What are the main differences working between the UK and the US?
Food! On the Good Fight, there’s one amazing woman who will make you cheese toasties and cappuccinos all day if you ask nicely. I'm so spoiled now. The main difference is that I’m a Brit working in the US. I’m welcomed with open arms there but ultimately I’m an outsider, culturally it’s not where I belong. It’s always nice to be a Brit working among Brits, I love it, it makes me proud. We have different senses of humour and a different approach to work, we have a lot of fun in a different kind of British-y way. Other than that good work is good work wherever you go.
You’re filming series four of The Good Fight now, and you’re playing Hamlet in 2020. Anything you’d like to share about either project?
Just so excited to be back and doing another season of The Good Fight. I work with a fantastic team of crew and actors, I just love them, I'm very lucky. We're just starting to shoot now though so I don't have anything to reveal yet! Hamlet, is something I've wanted to do for years but you really have to be ready- technically, emotionally, physically. I'm playing him as a HIM. We're going to be investigating what the 'New Man' is because that's who Shakespeare was writing about- the 'coming' generation, a man that nobody has seen in history before. I love The Young Vic Theatre and I love the director Greg Hersov so I just can't wait.
You’ve had an incredibly varied career playing some brilliant characters. Is there a particular role you’d love to play?

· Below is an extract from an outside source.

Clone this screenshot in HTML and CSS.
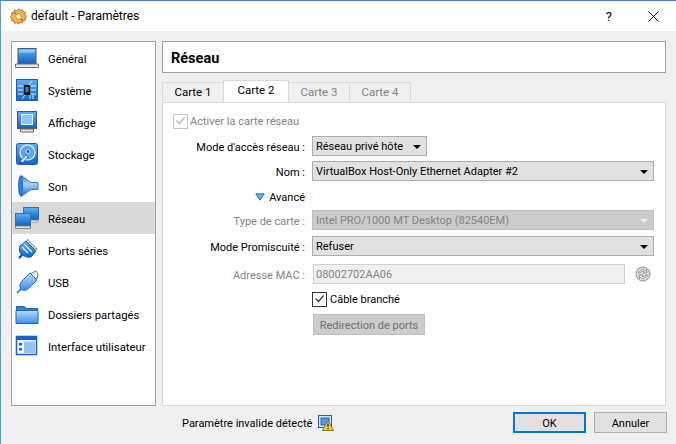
FILE: index.html
```html
<!DOCTYPE html>
<html lang="fr">
<head>
  <meta charset="UTF-8">
  <title>default - Paramètres</title>
  <link rel="stylesheet" href="styles.css">
</head>
<body>

<svg class="defs" width="0" height="0">
  <defs>
    <linearGradient id="blue" x1="0" y1="0" x2="0" y2="1">
      <stop offset="0" stop-color="#5fb0f2"/>
      <stop offset="1" stop-color="#0e63c9"/>
    </linearGradient>
    <linearGradient id="sky" x1="0" y1="0" x2="0" y2="1">
      <stop offset="0" stop-color="#b9dcf8"/>
      <stop offset="1" stop-color="#3b92e6"/>
    </linearGradient>
    <linearGradient id="horn" x1="0" y1="0" x2="0" y2="1">
      <stop offset="0" stop-color="#2f80d8"/>
      <stop offset="0.4" stop-color="#a9d2f6"/>
      <stop offset="1" stop-color="#1b6cc8"/>
    </linearGradient>
  </defs>
</svg>

<div class="window">
  <div class="titlebar">
    <svg class="app-icon" width="17" height="17" viewBox="0 0 16 16">
      <path d="M8 .8l1.600 1.400 2-.6.8 1.900 2 .5-.2 2.100 1.400 1.600-1.400 1.600.2 2.100-2 .5-.8 1.900-2-.6L8 15.200l-1.600-1.400-2 .6-.8-1.900-2-.5.2-2.100L.4 8l1.400-1.600-.2-2.100 2-.5.8-1.900 2 .6z" fill="#f3b64c" stroke="#7a5520" stroke-width=".7"/>
      <circle cx="8" cy="8" r="2.600" fill="#fff0c4" stroke="#a8762c" stroke-width=".7"/>
      <circle cx="4.600" cy="5" r=".9" fill="#a9651c"/>
      <circle cx="11.200" cy="11" r=".9" fill="#a9651c"/>
    </svg>
    <span class="title">default - Paramètres</span>
    <span class="title-help">?</span>
    <svg class="title-close" width="11" height="11" viewBox="0 0 11 11">
      <path d="M.5.5l10 10M10.500.5l-10 10" stroke="#111" fill="none"/>
    </svg>
  </div>

  <div class="content">
    <ul class="sidebar">
      <li class="nav-item">
        <svg width="24" height="24" viewBox="0 0 24 24">
          <rect x="3" y="2.500" width="18" height="15" fill="url(#blue)" stroke="#4a5a6a"/>
          <path d="M4 3.500h16v3H4z" fill="#8cc6f5"/>
          <path d="M.5 18h23v3.500H.5z" fill="#e8e8e8" stroke="#6b6b6b"/>
        </svg>
        <span>Général</span>
      </li>
      <li class="nav-item">
        <svg width="24" height="24" viewBox="0 0 24 24">
          <rect x="1.500" y="1.500" width="21" height="21" fill="url(#blue)" stroke="#1a5fb0"/>
          <path d="M3 8h5M3 12h5M3 16h5M16 8h5M16 12h5M16 16h5M17 3l-3 4M7 21l3-4M15 21v-4M18 21v-4" stroke="#e4f2ff"/>
          <rect x="9" y="7" width="6" height="10" fill="#1c1c1c"/>
          <rect x="10.500" y="9" width="3" height="5" fill="#777"/>
        </svg>
        <span>Système</span>
      </li>
      <li class="nav-item">
        <svg width="24" height="24" viewBox="0 0 24 24">
          <rect x="2.500" y="1.500" width="19" height="17" fill="url(#blue)" stroke="#4a5a6a"/>
          <rect x="6.500" y="4.500" width="11" height="10" fill="#8cc6f5" stroke="#fff"/>
          <path d="M5.500 19h13v3h-13z" fill="#e3e3e3" stroke="#666"/>
        </svg>
        <span>Affichage</span>
      </li>
      <li class="nav-item">
        <svg width="24" height="24" viewBox="0 0 24 24">
          <rect x="1.500" y="1.500" width="21" height="21" rx="2" fill="url(#blue)" stroke="#1a5fb0"/>
          <circle cx="12.500" cy="10.500" r="7.500" fill="#5ba6ec" stroke="#fff" stroke-width="1.200"/>
          <circle cx="13" cy="9.500" r="1.800" fill="#0f4f9e" stroke="#fff" stroke-width=".7"/>
          <path d="M5 19.500l6-6.500 2 2-5 5.500z" fill="#eaf4fd" stroke="#1a5fb0" stroke-width=".8"/>
        </svg>
        <span>Stockage</span>
      </li>
      <li class="nav-item">
        <svg width="24" height="24" viewBox="0 0 24 24">
          <path d="M6 1.500l10 7h7v7h-7l-10 7z" fill="url(#horn)" stroke="#1c64b8" stroke-width=".8"/>
          <ellipse cx="5.500" cy="12" rx="2" ry="10" fill="#2f80d8" stroke="#1c64b8" stroke-width=".8"/>
        </svg>
        <span>Son</span>
      </li>
      <li class="nav-item selected">
        <svg width="24" height="24" viewBox="0 0 24 24">
          <rect x="8.500" y="1.500" width="15" height="12" fill="url(#blue)" stroke="#3f6d9f"/>
          <path d="M9 14.500h14v2H9z" fill="#dfe6ee" stroke="#7c8a98" stroke-width=".6"/>
          <rect x=".5" y="7.500" width="15" height="12" fill="url(#blue)" stroke="#3f6d9f"/>
          <path d="M.5 20h15v2.500H.5z" fill="#e6e6e6" stroke="#6e6e6e" stroke-width=".8"/>
        </svg>
        <span>Réseau</span>
      </li>
      <li class="nav-item">
        <svg width="24" height="24" viewBox="0 0 24 24">
          <path d="M11 3l10 10-5 6c-3 1-8-1-10-3s-2-6-1-8z" fill="url(#blue)" stroke="#1d5ea8"/>
          <path d="M9 6l8 8M7 9l6 6" stroke="#d9ecfc" stroke-width="1.500"/>
          <path d="M12 1.500l10 10" stroke="#8a8f96" stroke-width="2" stroke-dasharray="2 1"/>
          <path d="M7 17l-3 3" stroke="#123f78" stroke-width="2"/>
        </svg>
        <span>Ports séries</span>
      </li>
      <li class="nav-item">
        <svg width="24" height="24" viewBox="0 0 24 24">
          <path d="M15.500 3.500L21 1l2 3-1 5-3 1z" fill="#eee" stroke="#555" stroke-width=".8"/>
          <path d="M15 3l7 7-8 8c-3 3-6 3-8 1s-1-6 1-8z" fill="url(#sky)" stroke="#1c64b8"/>
          <path d="M6 19l-4 4" stroke="#1c64b8" stroke-width="1.500"/>
        </svg>
        <span>USB</span>
      </li>
      <li class="nav-item">
        <svg width="24" height="24" viewBox="0 0 24 24">
          <path d="M1.500 6V4.500h8l2 2h11V21.500h-21z" fill="#2b82dc" stroke="#1c64b8"/>
          <path d="M1 8.500h22v13H1z" fill="url(#sky)" stroke="#1c64b8"/>
        </svg>
        <span>Dossiers partagés</span>
      </li>
      <li class="nav-item">
        <svg width="24" height="24" viewBox="0 0 24 24">
          <rect x="1.500" y="2.500" width="20" height="18" fill="#fff" stroke="#1c64c4" stroke-width="1.600"/>
          <path d="M2 3h19v3H2z" fill="#1c64c4"/>
          <rect x="9" y="7.500" width="11" height="11.500" fill="#94c4f4"/>
          <path d="M4 9h3v2.500H4zM4 14h3v2.500H4z" fill="#1c64c4"/>
        </svg>
        <span>Interface utilisateur</span>
      </li>
    </ul>

    <div class="main">
      <div class="page-header">Réseau</div>

      <div class="tabs">
        <div class="tab">Carte 1</div>
        <div class="tab active">Carte 2</div>
        <div class="tab off">Carte 3</div>
        <div class="tab off">Carte 4</div>
      </div>

      <div class="panel">
        <div class="check-row off-text">
          <span class="checkbox disabled">
            <svg width="13" height="13" viewBox="0 0 13 13"><path d="M2.500 6.500l3 3 5-6" fill="none" stroke="#b5b5b5" stroke-width="1.200"/></svg>
          </span>
          Activer la carte réseau
        </div>

        <div class="form-row row-mode">
          <label>Mode d'accès réseau :</label>
          <div class="combo short">Réseau privé hôte<i class="arrow"></i></div>
        </div>
        <div class="form-row row-name">
          <label>Nom :</label>
          <div class="combo">VirtualBox Host-Only Ethernet Adapter #2<i class="arrow"></i></div>
        </div>
        <div class="form-row row-adv">
          <label class="adv-label">
            <svg width="10" height="8" viewBox="0 0 10 8"><path d="M.8.8h8.400L5 7.200z" fill="#62b6f0" stroke="#1b72c4"/></svg>
            Avancé
          </label>
        </div>
        <div class="form-row row-type off-text">
          <label>Type de carte :</label>
          <div class="combo disabled">Intel PRO/1000 MT Desktop (82540EM)<i class="arrow"></i></div>
        </div>
        <div class="form-row row-promisc">
          <label>Mode Promiscuité :</label>
          <div class="combo">Refuser<i class="arrow"></i></div>
        </div>
        <div class="form-row row-mac off-text">
          <label>Adresse MAC :</label>
          <div class="mac-input">08002702AA06</div>
          <svg class="mac-refresh" width="16" height="16" viewBox="0 0 16 16">
            <circle cx="8" cy="8" r="7" fill="#dcdcdc" stroke="#8c8c8c"/>
            <path d="M3.500 7c.8-3 4.500-4.200 7-2.500l1-1V7H8l1.200-1.200C7.500 4.800 5.500 5.500 5 7zM12.500 9c-.8 3-4.500 4.200-7 2.500l-1 1V9H8l-1.200 1.200c1.700 1 3.700.3 4.200-1.200z" fill="#f5f5f5" stroke="#777" stroke-width=".7"/>
          </svg>
        </div>
        <div class="form-row row-cable">
          <label></label>
          <div class="cable">
            <span class="checkbox">
              <svg width="13" height="13" viewBox="0 0 13 13"><path d="M2.500 6.500l3 3 5-6" fill="none" stroke="#333" stroke-width="1.200"/></svg>
            </span>
            Câble branché
          </div>
        </div>
        <div class="form-row row-ports">
          <label></label>
          <div class="btn-ports">Redirection de ports</div>
        </div>
      </div>
    </div>
  </div>

  <div class="footer">
    <span class="warn-text">Paramètre invalide détecté</span>
    <svg class="warn-icon" width="16" height="16" viewBox="0 0 16 16">
      <rect x=".5" y=".5" width="13" height="12" fill="#cfe4fa" stroke="#1c64c4"/>
      <rect x="3" y="3" width="8" height="7" fill="#4f9fe8" stroke="#123f78" stroke-width=".7"/>
      <path d="M10 5.500l5.700 10H4.300z" fill="#f8c93a" stroke="#8a5a10" stroke-width=".8"/>
      <path d="M10 8.500v3.500M10 13v1.300" stroke="#222" stroke-width="1.200"/>
    </svg>
    <div class="btn primary">OK</div>
    <div class="btn">Annuler</div>
  </div>
</div>

</body>
</html>
```

FILE: styles.css
```css
:root {
  --bg-color: #f0f0f0;
  --text-color: #000;
  --muted-color: #838383;
  --line-color: #a0a0a0;
  --combo-color: #e1e1e1;
}

html, body {
  margin: 0;
  padding: 0;
}

body {
  background-color: var(--bg-color);
  color: var(--text-color);
  font-family: Roboto, "Open Sans", sans-serif;
  font-size: 11px;
}

.defs {
  position: absolute;
}

.window {
  width: 676px;
  height: 444px;
  box-sizing: border-box;
  border-top: 1px solid #3f86c4;
  border-left: 1px solid #5a9bd0;
  overflow: hidden;
}

.titlebar {
  display: flex;
  align-items: center;
  height: 30px;
  background-color: #fff;
  padding-left: 9px;
  font-size: 12px;
}

.app-icon {
  margin-right: 4px;
}

.title {
  flex: 1;
}

.title-help {
  margin-right: 36px;
  font-size: 13px;
}

.title-close {
  margin-right: 17px;
}

.content {
  display: flex;
  gap: 6px;
  padding: 10px 10px 0 10px;
}

.sidebar {
  list-style: none;
  margin: 0;
  padding: 0;
  width: 143px;
  height: 363px;
  background-color: #fff;
  border: 1px solid var(--line-color);
}

.nav-item {
  display: flex;
  align-items: center;
  height: 32px;
  padding-left: 3px;
  gap: 9px;
  font-size: 11.300px;
}

.nav-item span {
  padding-top: 2px;
}

.nav-item.selected {
  background-color: #d9d9d9;
}

.main {
  flex: 1;
}

.page-header {
  height: 30px;
  line-height: 33px;
  padding-left: 8px;
  background-color: #fff;
  border: 1px solid var(--line-color);
  font-size: 14.500px;
  font-weight: 700;
}

.tabs {
  display: flex;
  align-items: flex-end;
  height: 29px;
  padding-left: 1px;
  font-size: 11.500px;
}

.tab {
  height: 19px;
  line-height: 19px;
  width: 60px;
  text-align: center;
  border: 1px solid #d9d9d9;
  border-bottom: none;
  margin-left: -1px;
  background-color: var(--bg-color);
}

.tab.active {
  height: 21px;
  width: 64px;
  margin-top: -2px;
  background-color: #fff;
  position: relative;
  z-index: 1;
}

.tab.off {
  color: var(--muted-color);
}

.panel {
  height: 304px;
  box-sizing: border-box;
  background-color: #fff;
  border: 1px solid #d9d9d9;
  padding-top: 10px;
}

.check-row {
  display: flex;
  align-items: center;
  gap: 1px;
  height: 16px;
  padding-left: 10px;
}

.off-text {
  color: var(--muted-color);
}

.checkbox {
  display: inline-block;
  width: 13px;
  height: 13px;
  background-color: #fff;
  border: 1px solid #333;
  flex: none;
  line-height: 0;
  margin-right: 1px;
}

.checkbox svg {
  display: block;
  margin: -0.5px;
}

.checkbox.disabled {
  border-color: #c4c4c4;
}

.form-row {
  display: flex;
  align-items: center;
}

.form-row label {
  width: 142px;
  text-align: right;
  margin-right: 7px;
  flex: none;
  padding-top: 2px;
}

.row-mode { margin-top: 7px; }
.row-name { margin-top: 5px; }
.row-adv { margin-top: 5px; height: 20px; }
.row-type { margin-top: 4px; }
.row-promisc { margin-top: 6px; }
.row-mac { margin-top: 8px; }
.row-cable { margin-top: 8px; }
.row-ports { margin-top: 8px; }

.adv-label {
  display: flex;
  justify-content: flex-end;
  align-items: center;
  gap: 4px;
}

.combo {
  display: flex;
  align-items: center;
  justify-content: space-between;
  box-sizing: border-box;
  width: 342px;
  height: 20px;
  padding: 1px 5px 0 3px;
  background-color: var(--combo-color);
  border: 1px solid #adadad;
}

.combo.short {
  width: 115px;
}

.combo.disabled {
  background-color: #cccccc;
  border-color: #bfbfbf;
}

.arrow {
  width: 0;
  height: 0;
  border-left: 4px solid transparent;
  border-right: 4px solid transparent;
  border-top: 4px solid #000;
}

.combo.disabled .arrow {
  border-top-color: #efefef;
}

.mac-input {
  box-sizing: border-box;
  width: 312px;
  height: 20px;
  line-height: 20px;
  margin-left: 1px;
  padding-left: 2px;
  background-color: var(--bg-color);
  border: 1px solid #cfcfcf;
}

.mac-refresh {
  margin-left: 10px;
}

.cable {
  display: flex;
  align-items: center;
  gap: 2px;
  height: 14px;
}

.btn-ports {
  box-sizing: border-box;
  width: 112px;
  height: 21px;
  line-height: 22px;
  margin-left: 1px;
  text-align: center;
  color: #6f6f6f;
  background-color: #cccccc;
  border: 1px solid #bfbfbf;
}

.footer {
  display: flex;
  align-items: center;
  height: 21px;
  margin-top: 6px;
  padding-left: 181px;
}

.warn-text {
  padding-top: 2px;
}

.warn-icon {
  margin-left: 6px;
}

.btn {
  box-sizing: border-box;
  width: 73px;
  height: 21px;
  line-height: 22px;
  text-align: center;
  background-color: var(--combo-color);
  border: 1px solid #adadad;
  margin-left: 8px;
}

.btn.primary {
  margin-left: auto;
  border: 2px solid #0078d7;
  line-height: 20px;
}

.footer .btn:last-child {
  margin-right: 9px;
}
```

I always think it's very strange when people say that- isn't being varied what actors are supposed to be doing? I enjoy being paid to play other people that aren't me. No, I don't have a list because the parts seem to come and find me, I'm already very lucky to have played who I've played. The only thing I really have a secret hankering to play is a character that loves beating bad people up. Kicking doors in, shooting things, rolling over the top of cars, jumping off buildings, zipping my boots up, putting my lipstick on, shooting something again. Like a real Bad-Ass. Other than that I'm very happy with my lot so far.